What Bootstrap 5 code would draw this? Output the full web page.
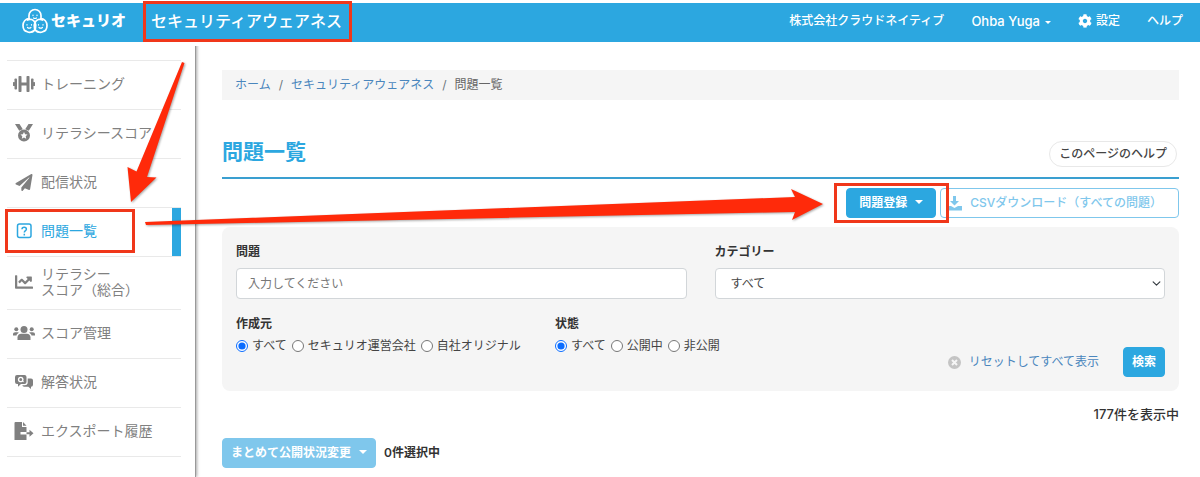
<!DOCTYPE html>
<html lang="ja">
<head>
<meta charset="utf-8">
<meta name="viewport" content="width=device-width, initial-scale=1">
<title>問題一覧 | セキュリオ</title>
<link href="https://cdn.jsdelivr.net/npm/bootstrap@5.3.0/dist/css/bootstrap.min.css" rel="stylesheet">
<script src="https://cdn.jsdelivr.net/npm/bootstrap@5.3.0/dist/js/bootstrap.bundle.min.js" defer></script>
<style>
:root { --brand: #2ca7e0; --brand-soft: #7fc7ec; --link: #4a86bd; --mark: #f0371a; --panel: #f5f5f5; }
body { font-family: Inter, "Noto Sans CJK JP", sans-serif; font-size: 12px; line-height: 18px; color: #333; padding-top: 3px; min-height: 100vh; display: flex; flex-direction: column; overflow-x: hidden; }
a { text-decoration: none; color: var(--link); }
svg { flex: none; display: block; }
.topbar { background: var(--brand); height: 39px; padding: 0 17px 4px 22px; color: #fff; font-weight: 500; }
.topbar a { color: #fff; }
.brand-name { font-size: 15px; font-weight: 900; margin-left: 3px; }
.app-title { font-size: 16px; font-weight: 500; margin-left: 25px; position: relative; }
.topnav { gap: 27px; }
.marked::after { content: ""; position: absolute; border: 3px solid var(--mark); z-index: 5; pointer-events: none; }
.app-title.marked::after { inset: -11px -10px -12px -8px; }
.sidebar { width: 196px; flex: none; padding: 18px 14px 0 7px; border-right: 1px solid #999; box-shadow: 1px 0 3px rgba(0,0,0,.35); clip-path: inset(4px -6px 0 0); }
.side-list { border-top: 1px solid #e9e9e9; }
.side-list li { border-bottom: 1px solid #e9e9e9; position: relative; }
.side-list a { display: flex; align-items: center; gap: 6px; height: 48px; padding: 0 0 2px 6px; color: #808080; font-size: 14px; line-height: 16px; white-space: nowrap; }
.side-list a.two-line { height: 52px; }
.side-list a.current { color: var(--brand); border-right: 9px solid var(--brand); }
.side-list .marked::after { inset: 1px 46px 3px -2px; }
.content { padding: 28px 21px 0 26px; }
.crumbs { background: var(--panel); padding: 6px 13px; --bs-breadcrumb-item-padding-x: 8px; --bs-breadcrumb-font-size: 12px; --bs-breadcrumb-divider-color: #6c757d; color: #666; }
.page-head { border-bottom: 2px solid #3a9fd0; margin-top: 31px; height: 48px; padding: 7px 2px 0 0; align-items: flex-start; }
.page-head h1 { font-size: 21px; line-height: 28px; font-weight: 700; color: var(--brand); }
.help-pill { border: 1px solid #e8e8e8; border-radius: 13px; height: 26px; padding: 3px 9px; margin-top: 3px; color: #444; font-weight: 500; }
.actions { margin-top: 9px; }
.act { --bs-btn-font-size: 12px; --bs-btn-line-height: 18px; --bs-btn-padding-y: 5px; --bs-btn-padding-x: 12px; --bs-btn-border-radius: 4px; --bs-btn-font-weight: 700; --bs-btn-color: #fff; --bs-btn-bg: var(--brand); --bs-btn-border-color: var(--brand); --bs-btn-hover-bg: #1c95cd; --bs-btn-hover-color: #fff; --bs-btn-disabled-color: #fff; --bs-btn-disabled-bg: var(--brand-soft); --bs-btn-disabled-border-color: var(--brand-soft); --bs-btn-disabled-opacity: 1; }
.act.dropdown-toggle::after { margin-left: 8px; vertical-align: 3px; border-width: 4px 4px 0; }
.act-line { --bs-btn-disabled-color: var(--brand-soft); --bs-btn-disabled-bg: #fff; --bs-btn-font-weight: 500; padding-left: 6px; padding-right: 16px; }
.menu-caret { font-size: 13px; }
.menu-caret::after { margin-left: 5px; vertical-align: 2px; }
.register.marked { position: relative; }
.register.marked::after { inset: -5px -13px -5px -12px; }
.search-panel { background: var(--panel); border-radius: 8px; margin-top: 9px; padding: 16px 0 14px; }
.search-panel .row { --bs-gutter-x: 28px; margin: 0; }
.field-name { font-weight: 700; font-size: 12px; line-height: 18px; margin: 0; float: none; color: #333; }
.field { font-size: 12px; line-height: 18px; height: 31px; padding: 5px 11px; border-radius: 4px; margin-top: 7px; border-color: #d2d6d9; }
.field::placeholder { color: #777; }
select.field { padding-left: 15px; background-size: 9px 9px; background-position: right 3px center; color: #444; }
.choices { gap: 5px; white-space: nowrap; color: #444; }
.choices input { width: 12px; height: 12px; margin: 0 4px 0 0; accent-color: #0a6cff; }
.choices label { display: flex; align-items: center; }
.count { font-size: 13px; font-weight: 500; margin-top: 14px; }
.bulk { margin-top: 15px; }
.arrows { position: absolute; left: 0; top: 0; z-index: 6; pointer-events: none; filter: drop-shadow(1px 1px 1px rgba(0,0,0,.35)); }
</style>
</head>
<body>
<header class="topbar d-flex align-items-center">
  <a href="#" class="d-flex align-items-center">
    <svg width="26" height="26" viewBox="0 0 26 26" fill="none" stroke="#fff" stroke-width="1.7" stroke-linecap="round">
      <path d="M7 10.5V7.5a6 6 0 0 1 12 0v3M7 10.3C3.5 11 1 14 1 17.500c0 3.500 2 6 5 6.500M19 10.300c3.500.700 6 3.700 6 7.200 0 3.500-2 6-5 6.500M13 14.500c-1.500-3-5-4-7.500-2.500M13 14.500c1.500-3 5-4 7.500-2.500M13 14.500c2 4 .500 9-4 9.700-2 .300-4-.200-5-1.200M13 14.500c-2 4-.500 9 4 9.700 2 .300 4-.200 5-1.200"/>
      <path stroke-width="1.200" d="M11 7v.6M15 7v.6M11.500 10q1.500 1 3 0M5 16.500v.6M9.500 16.500v.6M5.500 19.500q1.700 1.400 3.400 0M16.500 16.500v.6M21 16.500v.6M17 19.500q1.700 1.400 3.400 0"/>
    </svg>
    <span class="brand-name">セキュリオ</span>
  </a>
  <span class="app-title marked">セキュリティアウェアネス</span>
  <nav class="topnav d-flex align-items-center ms-auto">
    <span>株式会社クラウドネイティブ</span>
    <a href="#" class="dropdown-toggle menu-caret">Ohba Yuga</a>
    <a href="#" class="d-flex align-items-center gap-1">
      <svg width="14" height="14" viewBox="0 0 512 512" fill="currentColor"><path d="M487.400 315.700l-42.600-24.600c4.300-23.200 4.300-47 0-70.200l42.600-24.600c4.900-2.800 7.100-8.600 5.500-14-11.100-35.600-30-67.800-54.700-94.600-3.800-4.100-10-5.100-14.800-2.300L380.800 110c-17.900-15.400-38.500-27.300-60.800-35.100V25.800c0-5.600-3.900-10.500-9.400-11.700-36.700-8.200-74.300-7.800-109.200 0-5.500 1.200-9.400 6.100-9.400 11.700V75c-22.200 7.900-42.800 19.800-60.800 35.100L88.700 85.500c-4.900-2.800-11-1.900-14.800 2.300-24.700 26.700-43.600 58.900-54.700 94.600-1.700 5.400.6 11.200 5.500 14L67.300 221c-4.300 23.200-4.300 47 0 70.200l-42.600 24.600c-4.900 2.800-7.100 8.600-5.500 14 11.100 35.600 30 67.800 54.700 94.600 3.800 4.100 10 5.100 14.800 2.300l42.600-24.600c17.900 15.400 38.500 27.300 60.800 35.100v49.200c0 5.600 3.900 10.500 9.400 11.700 36.700 8.200 74.300 7.800 109.200 0 5.500-1.200 9.400-6.100 9.400-11.700v-49.200c22.200-7.900 42.800-19.800 60.800-35.100l42.600 24.600c4.900 2.800 11 1.900 14.800-2.300 24.700-26.700 43.600-58.900 54.700-94.600 1.500-5.500-.7-11.300-5.600-14.100zM256 336c-44.100 0-80-35.900-80-80s35.900-80 80-80 80 35.900 80 80-35.900 80-80 80z"/></svg>
      設定</a>
    <a href="#">ヘルプ</a>
  </nav>
</header>

<div class="d-flex flex-grow-1">
  <nav class="sidebar">
    <ul class="side-list list-unstyled m-0">
      <li><a href="#"><svg width="22" height="18" viewBox="0 0 22 18" fill="currentColor"><rect x="0" y="7" width="2" height="4" rx=".5"/><rect x="1.500" y="3.500" width="2.500" height="11" rx=".8"/><rect x="5.500" y="1" width="3" height="16" rx=".8"/><rect x="8" y="7.500" width="6" height="3"/><rect x="13.500" y="1" width="3" height="16" rx=".8"/><rect x="18" y="3.500" width="2.500" height="11" rx=".8"/><rect x="20" y="7" width="2" height="4" rx=".5"/></svg>トレーニング</a></li>
      <li><a href="#"><svg width="22" height="20" viewBox="0 0 22 20" fill="currentColor"><path d="M2 1h4.500l3.300 5.300-3.600 1.400zM20 1h-4.500l-3.300 5.300 3.600 1.400z"/><path fill-rule="evenodd" d="M11 6.500a6 6 0 1 1 0 12 6 6 0 0 1 0-12zm0 2.500l-1.100 2.200-2.400.3 1.800 1.700-.5 2.500 2.200-1.200 2.200 1.200-.5-2.500 1.800-1.700-2.400-.3z"/></svg>リテラシースコア</a></li>
      <li><a href="#"><svg width="22" height="17" viewBox="-70 0 652 512" fill="currentColor"><path d="M476 3.200L12.500 270.600c-18.100 10.400-15.800 35.600 2.200 43.200L121 358.400l287.300-253.200c5.500-4.900 13.300 2.600 8.600 8.300L176 407v80.500c0 23.600 28.500 32.900 42.500 15.800L282 426l124.600 52.200c14.200 6 30.400-2.900 33-18.200l72-432C515 7.800 493.300-6.800 476 3.200z"/></svg>配信状況</a></li>
      <li class="marked"><a href="#" class="current" aria-current="page"><svg width="22" height="16" viewBox="0 0 22 16" fill="none" stroke="currentColor" stroke-width="1.500"><rect x="4.500" y="1" width="13.500" height="13.500" rx="2"/><path d="M9 6.200c0-2.600 4.400-2.600 4.400 0 0 1.500-2.100 1.500-2.100 3.300M11.300 10.800v1.600"/></svg>問題一覧</a></li>
      <li><a href="#" class="two-line"><svg width="22" height="18" viewBox="-50 0 612 512" fill="currentColor"><path d="M496 384H64V80c0-8.840-7.160-16-16-16H16C7.160 64 0 71.160 0 80v336c0 17.670 14.330 32 32 32h464c8.840 0 16-7.160 16-16v-32c0-8.840-7.160-16-16-16zM464 96H345.940c-21.380 0-32.090 25.850-16.970 40.970l32.400 32.400L288 242.750l-73.370-73.370c-12.500-12.500-32.760-12.500-45.250 0l-68.690 68.690c-6.250 6.250-6.250 16.380 0 22.630l22.620 22.620c6.250 6.250 16.380 6.250 22.630 0L192 237.250l73.370 73.370c12.500 12.500 32.760 12.500 45.250 0l96-96 32.400 32.400c15.120 15.120 40.970 4.410 40.970-16.970V112c.01-8.840-7.150-16-15.990-16z"/></svg><span>リテラシー<br>スコア（総合）</span></a></li>
      <li><a href="#"><svg width="22" height="16" viewBox="0 0 22 16" fill="currentColor"><circle cx="11" cy="4.500" r="3.500"/><path d="M4.500 15v-2.500c0-2.200 1.500-3.700 3.700-3.700h5.600c2.200 0 3.700 1.500 3.700 3.700V15z"/><circle cx="3.300" cy="4.200" r="2"/><circle cx="18.700" cy="4.200" r="2"/><path d="M0 10.500V9.300C0 8 .9 7.200 2.200 7.200h2.400c.6 0 1 .2 1.400.6-1.400.6-2.200 1.500-2.500 2.700zM22 10.500V9.300c0-1.300-.9-2.100-2.200-2.100h-2.400c-.6 0-1 .2-1.400.6 1.400.6 2.200 1.500 2.500 2.700z"/></svg>スコア管理</a></li>
      <li><a href="#"><svg width="22" height="16" viewBox="0 0 22 16" fill="currentColor"><path fill-rule="evenodd" d="M4 1h7.500a2 2 0 0 1 2 2v5a2 2 0 0 1-2 2H8l-3 2.700V10H4a2 2 0 0 1-2-2V3a2 2 0 0 1 2-2zm3.700 1.700a2.800 2.800 0 1 0 1.700 5l.9.600.6-.7-.7-.7a2.800 2.800 0 0 0-2.500-4.200zm0 1.300a1.500 1.500 0 1 1 0 3 1.500 1.500 0 0 1 0-3z"/><path d="M14.700 4.500H18a2 2 0 0 1 2 2v4.300a2 2 0 0 1-2 2V15l-2.700-2.200H11a2 2 0 0 1-1.700-1.600h2.400a3 3 0 0 0 3-3z"/></svg>解答状況</a></li>
      <li><a href="#"><svg width="22" height="18" viewBox="0 0 22 18" fill="currentColor"><path d="M2.500 0H9v5h4.500v5H7.500v2.500h6V18h-12V1a1 1 0 0 1 1-1z"/><path d="M10 0l3.500 3.700H10z"/><path d="M13.500 10.300h3V7.800l4 3.500-4 3.500v-2.500h-3z"/></svg>エクスポート履歴</a></li>
    </ul>
  </nav>

  <main class="content flex-grow-1">
    <nav aria-label="breadcrumb">
      <ol class="breadcrumb crumbs m-0">
        <li class="breadcrumb-item"><a href="#">ホーム</a></li>
        <li class="breadcrumb-item"><a href="#">セキュリティアウェアネス</a></li>
        <li class="breadcrumb-item" aria-current="page">問題一覧</li>
      </ol>
    </nav>
    <div class="page-head d-flex justify-content-between">
      <h1 class="m-0">問題一覧</h1>
      <a href="#" class="help-pill">このページのヘルプ</a>
    </div>
    <div class="actions d-flex justify-content-end gap-1">
      <div class="register marked">
        <button type="button" class="btn act dropdown-toggle">問題登録</button>
      </div>
      <button type="button" class="btn act act-line d-flex align-items-center gap-2" disabled>
        <svg width="15" height="15" viewBox="0 0 15 15" fill="currentColor"><path d="M6 0h3v5h3L7.500 9.500 3 5h3zM0 10h4l3.500 2L11 10h4v4.500H0z"/></svg>
        CSVダウンロード（すべての問題）</button>
    </div>

    <form class="search-panel">
      <div class="row">
        <div class="col-6">
          <label class="field-name d-block" for="q">問題</label>
          <input id="q" type="text" class="form-control field" placeholder="入力してください">
        </div>
        <div class="col-6">
          <label class="field-name d-block" for="cat">カテゴリー</label>
          <select id="cat" class="form-select field"><option>すべて</option></select>
        </div>
      </div>
      <div class="row pt-3">
        <fieldset class="col-4 pt-1">
          <legend class="field-name">作成元</legend>
          <div class="choices d-flex">
            <label><input type="radio" name="src" checked>すべて</label>
            <label><input type="radio" name="src">セキュリオ運営会社</label>
            <label><input type="radio" name="src">自社オリジナル</label>
          </div>
        </fieldset>
        <fieldset class="col-3 pt-1">
          <legend class="field-name">状態</legend>
          <div class="choices d-flex">
            <label><input type="radio" name="st" checked>すべて</label>
            <label><input type="radio" name="st">公開中</label>
            <label><input type="radio" name="st">非公開</label>
          </div>
        </fieldset>
        <div class="col-5 d-flex justify-content-end align-items-center pt-4 mt-2">
          <a href="#" class="d-flex align-items-center gap-2 me-4">
            <svg width="13" height="13" viewBox="0 0 13 13"><circle cx="6.500" cy="6.500" r="6.500" fill="#c4c4c4"/><path d="M4 4l5 5M9 4l-5 5" stroke="#f5f5f5" stroke-width="2"/></svg>
            リセットしてすべて表示</a>
          <button type="submit" class="btn act px-2">検索</button>
        </div>
      </div>
    </form>

    <div class="count text-end">177件を表示中</div>
    <div class="bulk d-flex align-items-center gap-2">
      <button type="button" class="btn act dropdown-toggle px-2" disabled>まとめて公開状況変更</button>
      <span class="fw-semibold">0件選択中</span>
    </div>
  </main>
</div>

<!-- Guide arrows laid over the page -->
<svg class="arrows" width="830" height="240" viewBox="0 0 830 240" fill="#ff2a0a" aria-hidden="true">
  <path d="M182 62l2.500 1L147 177l9.500.5L131 202l-3.500-35 9 4.500z"/>
  <path d="M145 222l650-25-4-8 32 15-31 16 3-8-649 13z"/>
</svg>
</body>
</html>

What you need to do »
Count every line in the listing above that holds "page", then report only the count.

Correct result »
7